Denim run on Saturday - my wife scored a pair at the Jean Shop and I went somewhat more downscale with those new Levis 514 Japanese selveges. Wow, I love these jeans. And for 30% of the cost of Jean Shops!

Stopped for lunch at a Soho wine bar that was serving 2002 Brunello by the glass (Boom?). Had 3 glasses before it hit me that I probably should've just gotten the bottle.

Aldea for Saturday night, at the Chef's bar. Sea urchin toast just OK (heavy-handed wasabi nearly obliterated the urchin flavor); foie gras amazing, arroz de pato comfort food heaven, and those little donuts... oh my god.

Balthazar bakery and shopping at Daffy's on Sunday. A quick, but unmemorable stop at Felix for lunch (my wife's tartare was nice) ... and the inevitably delayed shuttle back to beantown where I got to experience that storm all over again on Monday.
post #179 of 183
Quote:
Originally Posted by Ricardo Malocchio View Post
Stopped for lunch at a Soho wine bar that was serving 2002 Brunello by the glass (Boom?). Had 3 glasses before it hit me that I probably should've just gotten the bottle.

glad the trip is great, too bad it wasn't a 2001 or 2003 Brunello! 2002 was a tough year by all accounts, hope you didn't notice.



Quote:
Originally Posted by Ricardo Malocchio View Post
Aldea for Saturday night, at the Chef's bar. Sea urchin toast just OK (heavy-handed wasabi nearly obliterated the urchin flavor); foie gras amazing, arroz de pato comfort food heaven, and those little donuts... oh my god.

odd question, perhaps, but what did you think of the interior of Aldea?
post #180 of 183
I'm not terribly familiar with Brunellos (often quite cost-prohibitive and that fooferal over non Sangiovese blends makes me nervous about investing in bottles), but I often like "off years" (2006 CdP, for example) ... suffice to say, all I noticed was how much I was enjoying it!

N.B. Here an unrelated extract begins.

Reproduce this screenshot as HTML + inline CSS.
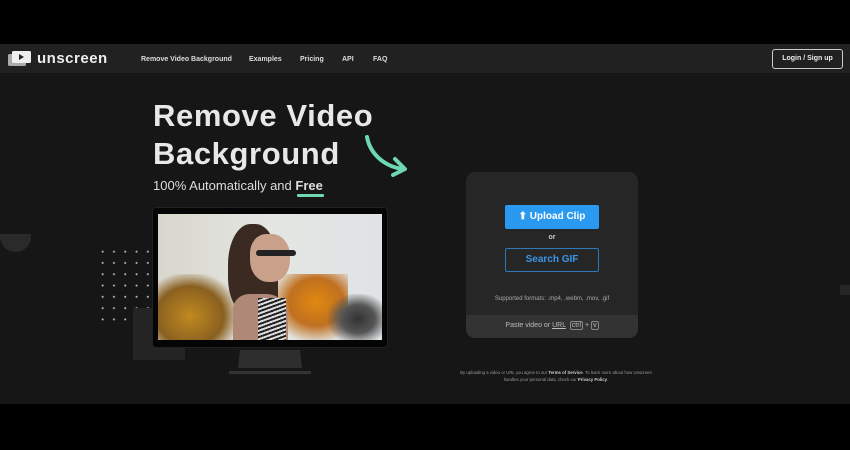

I believe it was a Col d’ Orcia, and I found it very earthy and notably mushroomy over dark red fruit, leather and spice. I'd love to explore this wine more - though, again, it's somewhat price-prohibitive. But a good excuse to venture out of my Piedmont comfort zone, as I've lately been enjoying perhaps too many moderately priced nebbiolos (mostly from Langhe). Any suggestions for non investment-grade Brunellos?

I liked Aldea's interior, though I tend to prefer a more homey, comfortable ambience. We sat at the Chef's bar and didn't make it upstairs, and I suspect we might have liked it better if it were a bit less sleek and minimal. It was interesting to watch the interactions between Chef Mendes and his kitchen staff, but my preferences run more toward a nice deep bar, an attentive and knowledgeable bartender, and a menu of wine-friendly small plates. Despite it's rather clunky name, Aroma Kitchen & Wine Bar really fit this bill much better.

I'll say this for Aldea - not cheap eats, of course, but surprisingly inexpensive for a Manhattan restaurant of this quality. I'm certainly glad I went, and the arroz de pato and foie gras presentation were definitely the food highlights of the weekend for me. And, oh yes, the donuts (the "little clouds" or whatever they're called) - fried dough bliss!